**AIM OF THE EXERCISE:**
Copy all lines in which the word "this" can be found.

--- Start INPUT ---

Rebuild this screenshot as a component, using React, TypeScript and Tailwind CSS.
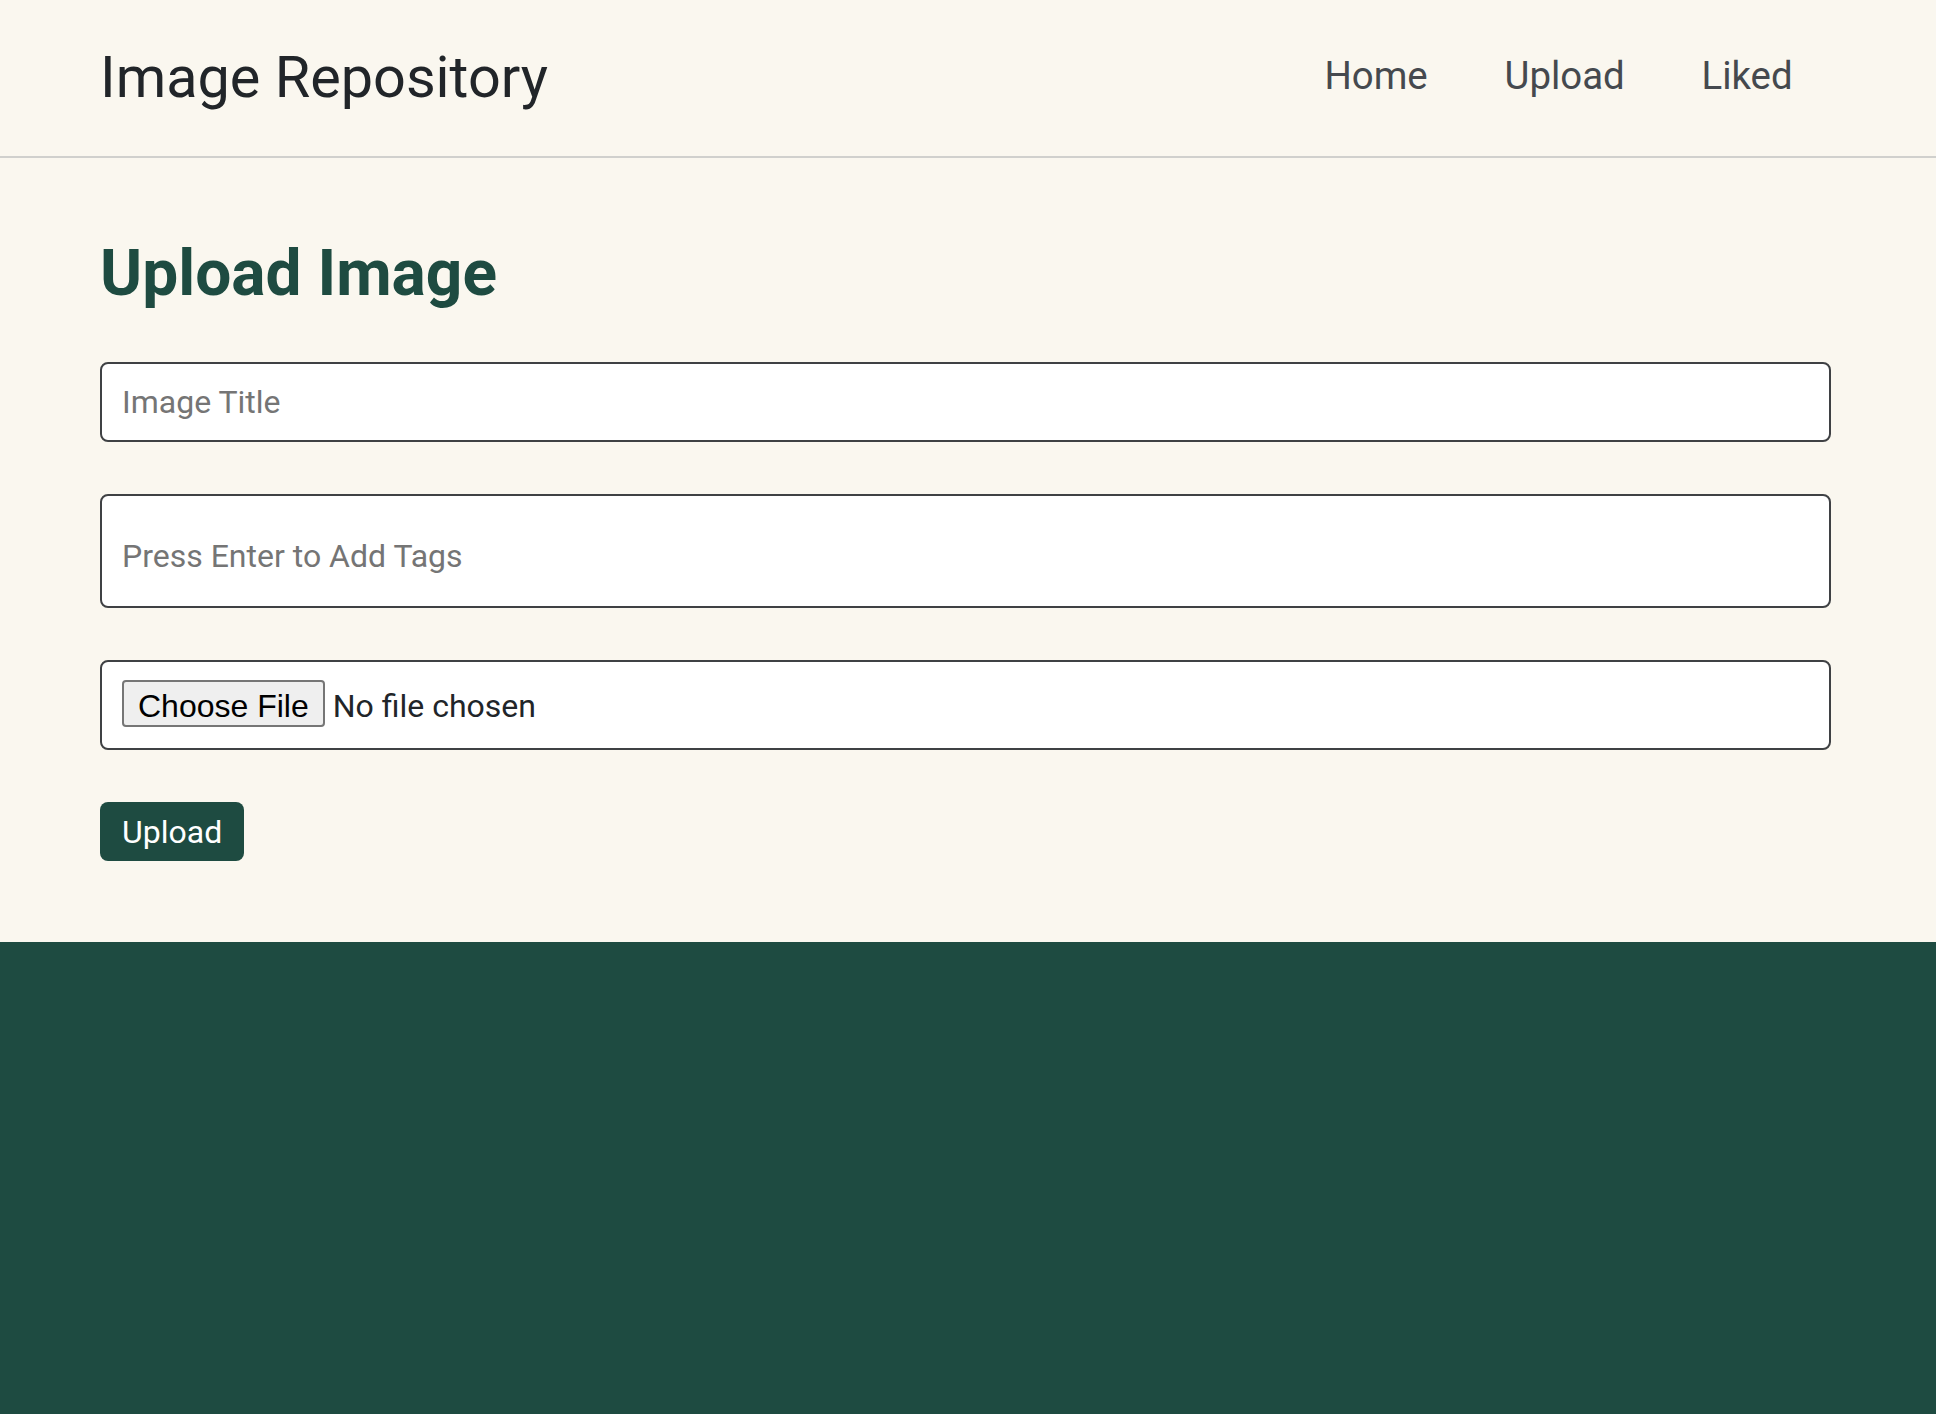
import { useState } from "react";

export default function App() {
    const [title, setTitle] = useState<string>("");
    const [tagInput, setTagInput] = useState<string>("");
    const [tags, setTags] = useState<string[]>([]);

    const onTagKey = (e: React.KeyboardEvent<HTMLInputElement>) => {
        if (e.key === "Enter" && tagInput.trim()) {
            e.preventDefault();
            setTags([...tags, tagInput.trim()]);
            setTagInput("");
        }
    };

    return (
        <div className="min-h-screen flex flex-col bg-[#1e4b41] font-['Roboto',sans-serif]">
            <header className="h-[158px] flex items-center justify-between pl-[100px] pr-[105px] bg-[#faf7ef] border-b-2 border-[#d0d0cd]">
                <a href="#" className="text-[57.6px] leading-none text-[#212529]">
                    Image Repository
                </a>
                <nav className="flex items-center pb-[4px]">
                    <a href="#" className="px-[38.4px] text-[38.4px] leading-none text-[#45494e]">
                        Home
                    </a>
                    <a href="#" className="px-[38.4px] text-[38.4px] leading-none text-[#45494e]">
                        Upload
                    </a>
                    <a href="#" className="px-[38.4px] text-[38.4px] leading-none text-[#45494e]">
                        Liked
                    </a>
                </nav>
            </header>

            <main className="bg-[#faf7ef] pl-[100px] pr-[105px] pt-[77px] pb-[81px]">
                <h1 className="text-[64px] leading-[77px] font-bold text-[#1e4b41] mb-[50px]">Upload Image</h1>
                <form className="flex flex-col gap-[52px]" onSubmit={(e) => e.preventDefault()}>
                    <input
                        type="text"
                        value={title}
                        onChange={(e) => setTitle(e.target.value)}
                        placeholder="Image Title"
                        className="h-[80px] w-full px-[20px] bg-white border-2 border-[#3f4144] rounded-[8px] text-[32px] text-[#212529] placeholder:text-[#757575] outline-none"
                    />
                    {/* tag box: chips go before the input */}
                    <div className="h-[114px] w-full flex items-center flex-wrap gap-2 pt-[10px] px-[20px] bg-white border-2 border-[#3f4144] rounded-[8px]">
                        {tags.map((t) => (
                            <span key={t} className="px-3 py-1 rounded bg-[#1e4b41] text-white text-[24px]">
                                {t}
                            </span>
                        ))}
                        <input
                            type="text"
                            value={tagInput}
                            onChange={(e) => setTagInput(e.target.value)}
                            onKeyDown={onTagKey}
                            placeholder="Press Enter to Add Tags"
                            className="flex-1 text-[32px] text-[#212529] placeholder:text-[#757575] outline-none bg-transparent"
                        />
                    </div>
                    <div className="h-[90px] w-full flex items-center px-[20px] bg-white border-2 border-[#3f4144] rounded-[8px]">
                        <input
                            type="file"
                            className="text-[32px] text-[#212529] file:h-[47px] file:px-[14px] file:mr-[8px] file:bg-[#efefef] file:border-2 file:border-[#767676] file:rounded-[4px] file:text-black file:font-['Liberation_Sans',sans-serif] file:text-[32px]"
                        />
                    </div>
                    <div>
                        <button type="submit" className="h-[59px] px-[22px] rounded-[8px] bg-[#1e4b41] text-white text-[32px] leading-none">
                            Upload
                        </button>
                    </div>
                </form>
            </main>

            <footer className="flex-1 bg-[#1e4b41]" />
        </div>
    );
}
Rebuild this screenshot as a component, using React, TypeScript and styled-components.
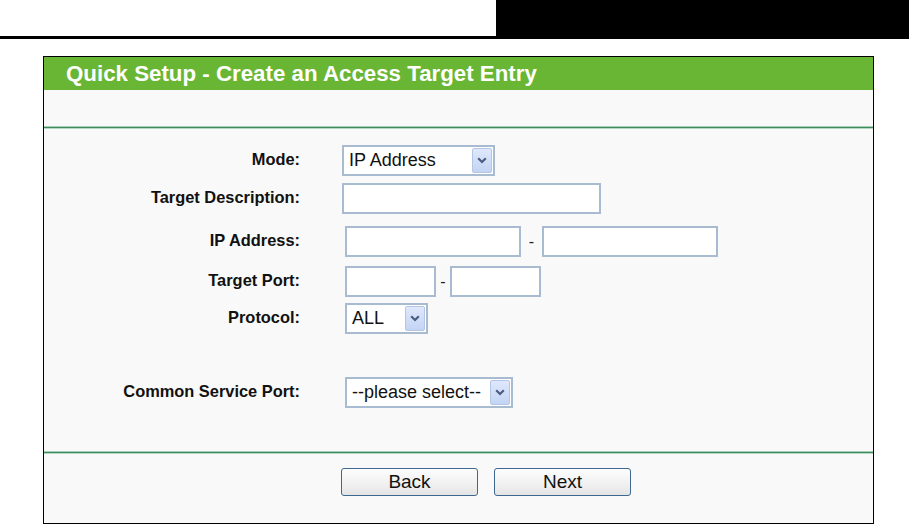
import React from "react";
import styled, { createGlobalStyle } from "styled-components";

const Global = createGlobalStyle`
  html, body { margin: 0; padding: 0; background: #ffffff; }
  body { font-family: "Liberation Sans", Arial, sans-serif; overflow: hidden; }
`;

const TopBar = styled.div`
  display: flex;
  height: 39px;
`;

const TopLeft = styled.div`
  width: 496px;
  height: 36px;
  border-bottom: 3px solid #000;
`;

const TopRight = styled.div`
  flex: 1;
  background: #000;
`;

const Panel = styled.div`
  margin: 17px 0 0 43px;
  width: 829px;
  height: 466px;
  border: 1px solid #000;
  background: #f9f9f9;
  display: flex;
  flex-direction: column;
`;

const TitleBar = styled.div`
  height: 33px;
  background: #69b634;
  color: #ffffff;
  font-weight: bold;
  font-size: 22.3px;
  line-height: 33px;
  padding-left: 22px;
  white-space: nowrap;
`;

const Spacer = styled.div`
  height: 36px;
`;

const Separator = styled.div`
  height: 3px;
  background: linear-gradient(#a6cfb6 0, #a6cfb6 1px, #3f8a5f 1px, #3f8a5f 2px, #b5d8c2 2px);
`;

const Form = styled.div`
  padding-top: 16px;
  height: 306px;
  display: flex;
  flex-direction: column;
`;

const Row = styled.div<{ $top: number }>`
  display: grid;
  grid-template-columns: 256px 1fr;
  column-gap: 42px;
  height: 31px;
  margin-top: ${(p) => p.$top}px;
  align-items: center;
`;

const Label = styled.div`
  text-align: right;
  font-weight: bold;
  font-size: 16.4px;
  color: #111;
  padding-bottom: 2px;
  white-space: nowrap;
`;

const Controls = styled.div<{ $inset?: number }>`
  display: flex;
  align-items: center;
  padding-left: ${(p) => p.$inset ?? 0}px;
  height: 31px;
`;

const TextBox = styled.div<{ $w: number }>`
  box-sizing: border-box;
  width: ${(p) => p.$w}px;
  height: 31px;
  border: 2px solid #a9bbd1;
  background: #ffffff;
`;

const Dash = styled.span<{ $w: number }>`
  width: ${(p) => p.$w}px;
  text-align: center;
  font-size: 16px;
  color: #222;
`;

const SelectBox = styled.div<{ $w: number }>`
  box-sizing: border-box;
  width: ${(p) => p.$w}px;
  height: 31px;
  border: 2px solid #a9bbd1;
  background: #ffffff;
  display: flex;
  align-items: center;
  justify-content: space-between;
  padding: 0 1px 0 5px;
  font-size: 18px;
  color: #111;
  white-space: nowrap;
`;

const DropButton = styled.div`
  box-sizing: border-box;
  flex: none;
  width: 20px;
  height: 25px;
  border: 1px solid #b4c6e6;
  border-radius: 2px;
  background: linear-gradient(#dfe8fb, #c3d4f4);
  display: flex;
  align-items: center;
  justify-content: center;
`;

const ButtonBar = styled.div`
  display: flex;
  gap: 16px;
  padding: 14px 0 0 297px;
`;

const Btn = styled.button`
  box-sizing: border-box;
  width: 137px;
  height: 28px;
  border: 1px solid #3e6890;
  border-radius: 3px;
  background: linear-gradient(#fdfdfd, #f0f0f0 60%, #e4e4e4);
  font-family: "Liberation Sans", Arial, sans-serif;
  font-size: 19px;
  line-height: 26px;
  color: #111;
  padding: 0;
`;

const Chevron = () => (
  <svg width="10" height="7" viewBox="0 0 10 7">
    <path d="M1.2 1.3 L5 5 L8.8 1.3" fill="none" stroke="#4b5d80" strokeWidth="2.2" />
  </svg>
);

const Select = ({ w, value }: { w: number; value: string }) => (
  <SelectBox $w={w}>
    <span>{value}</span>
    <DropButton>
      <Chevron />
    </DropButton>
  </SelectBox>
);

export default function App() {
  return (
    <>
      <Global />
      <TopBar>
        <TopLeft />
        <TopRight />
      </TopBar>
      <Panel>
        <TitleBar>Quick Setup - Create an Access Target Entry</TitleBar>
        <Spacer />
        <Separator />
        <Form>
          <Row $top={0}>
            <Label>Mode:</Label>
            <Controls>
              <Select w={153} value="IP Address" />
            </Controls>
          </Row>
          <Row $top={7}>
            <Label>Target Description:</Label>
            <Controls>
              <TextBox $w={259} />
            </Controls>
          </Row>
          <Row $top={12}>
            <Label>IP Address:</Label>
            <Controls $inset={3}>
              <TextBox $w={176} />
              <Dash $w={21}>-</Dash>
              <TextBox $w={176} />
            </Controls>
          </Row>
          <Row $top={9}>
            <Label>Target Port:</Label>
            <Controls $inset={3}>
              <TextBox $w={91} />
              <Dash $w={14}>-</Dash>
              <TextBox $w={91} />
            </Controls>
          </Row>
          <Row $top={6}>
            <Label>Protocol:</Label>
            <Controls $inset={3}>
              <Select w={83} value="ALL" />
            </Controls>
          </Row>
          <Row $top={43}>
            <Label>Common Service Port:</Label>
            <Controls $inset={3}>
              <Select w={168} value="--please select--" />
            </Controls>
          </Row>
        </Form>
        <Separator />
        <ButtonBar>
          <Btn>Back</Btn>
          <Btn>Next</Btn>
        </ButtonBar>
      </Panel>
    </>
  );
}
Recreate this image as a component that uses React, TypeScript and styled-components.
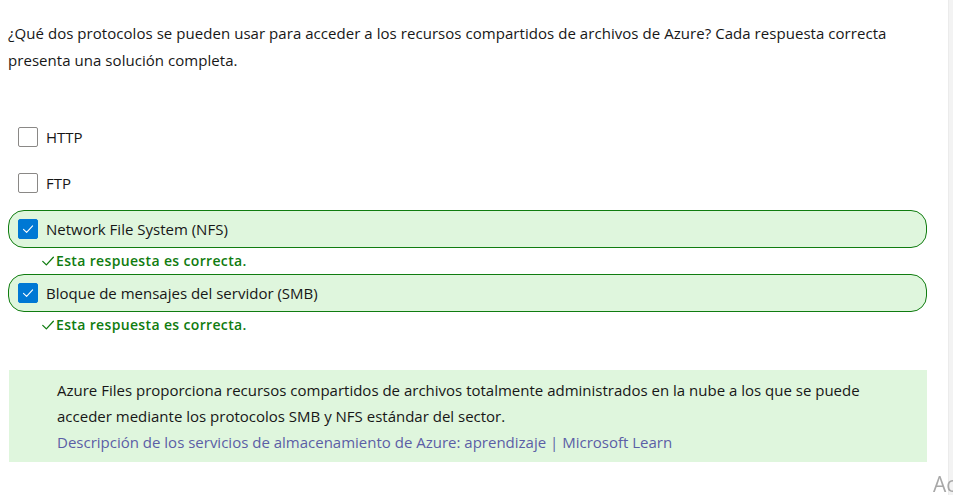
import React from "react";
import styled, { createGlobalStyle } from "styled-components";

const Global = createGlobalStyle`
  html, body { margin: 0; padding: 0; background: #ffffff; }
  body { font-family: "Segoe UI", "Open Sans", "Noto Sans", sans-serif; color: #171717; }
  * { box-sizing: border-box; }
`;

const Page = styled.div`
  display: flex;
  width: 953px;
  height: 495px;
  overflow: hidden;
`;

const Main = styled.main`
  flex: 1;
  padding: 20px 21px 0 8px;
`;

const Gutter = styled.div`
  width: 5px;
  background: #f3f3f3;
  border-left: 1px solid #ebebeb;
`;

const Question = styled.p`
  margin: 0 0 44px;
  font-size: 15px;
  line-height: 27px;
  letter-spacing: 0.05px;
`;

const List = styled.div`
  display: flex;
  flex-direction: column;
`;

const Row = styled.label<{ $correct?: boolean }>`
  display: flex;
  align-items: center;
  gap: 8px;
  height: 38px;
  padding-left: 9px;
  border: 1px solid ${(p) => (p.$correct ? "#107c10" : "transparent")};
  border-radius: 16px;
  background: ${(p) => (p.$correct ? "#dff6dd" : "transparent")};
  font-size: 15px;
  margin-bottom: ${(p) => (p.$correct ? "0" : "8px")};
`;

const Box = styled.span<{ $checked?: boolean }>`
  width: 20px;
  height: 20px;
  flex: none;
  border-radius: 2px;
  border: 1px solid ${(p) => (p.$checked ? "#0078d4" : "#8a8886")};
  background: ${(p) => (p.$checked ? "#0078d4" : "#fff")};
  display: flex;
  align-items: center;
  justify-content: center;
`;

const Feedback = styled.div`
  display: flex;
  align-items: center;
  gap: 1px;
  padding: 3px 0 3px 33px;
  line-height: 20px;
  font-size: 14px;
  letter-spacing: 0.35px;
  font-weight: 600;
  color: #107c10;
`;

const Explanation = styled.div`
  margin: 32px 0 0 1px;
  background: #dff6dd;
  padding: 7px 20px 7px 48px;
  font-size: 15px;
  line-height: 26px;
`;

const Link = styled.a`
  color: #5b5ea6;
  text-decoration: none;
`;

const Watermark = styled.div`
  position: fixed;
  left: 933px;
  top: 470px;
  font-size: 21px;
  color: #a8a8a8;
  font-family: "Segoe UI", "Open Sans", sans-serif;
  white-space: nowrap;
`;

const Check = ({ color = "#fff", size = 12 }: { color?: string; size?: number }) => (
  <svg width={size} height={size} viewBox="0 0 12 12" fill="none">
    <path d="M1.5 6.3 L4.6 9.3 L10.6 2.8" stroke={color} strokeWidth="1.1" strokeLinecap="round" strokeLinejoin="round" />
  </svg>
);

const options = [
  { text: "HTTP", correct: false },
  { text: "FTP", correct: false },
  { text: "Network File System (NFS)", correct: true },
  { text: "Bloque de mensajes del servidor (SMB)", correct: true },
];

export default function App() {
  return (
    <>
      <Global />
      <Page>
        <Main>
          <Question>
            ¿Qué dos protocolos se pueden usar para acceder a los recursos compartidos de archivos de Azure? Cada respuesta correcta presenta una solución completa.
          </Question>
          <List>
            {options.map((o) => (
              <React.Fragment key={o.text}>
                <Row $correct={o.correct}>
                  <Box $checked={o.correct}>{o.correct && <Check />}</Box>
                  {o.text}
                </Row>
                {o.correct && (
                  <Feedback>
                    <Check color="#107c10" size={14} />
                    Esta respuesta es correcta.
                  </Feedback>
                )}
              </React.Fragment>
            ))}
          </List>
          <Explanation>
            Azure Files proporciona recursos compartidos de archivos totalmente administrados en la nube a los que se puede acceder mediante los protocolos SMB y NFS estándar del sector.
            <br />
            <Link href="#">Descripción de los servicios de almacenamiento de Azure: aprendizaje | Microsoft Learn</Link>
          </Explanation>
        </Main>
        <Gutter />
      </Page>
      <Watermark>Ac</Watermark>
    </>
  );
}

--- End INPUT ---

**SOLUTION:**
Rebuild this screenshot as a component, using React, TypeScript and Tailwind CSS.
Rebuild this screenshot as a component, using React, TypeScript and styled-components.
Recreate this image as a component that uses React, TypeScript and styled-components.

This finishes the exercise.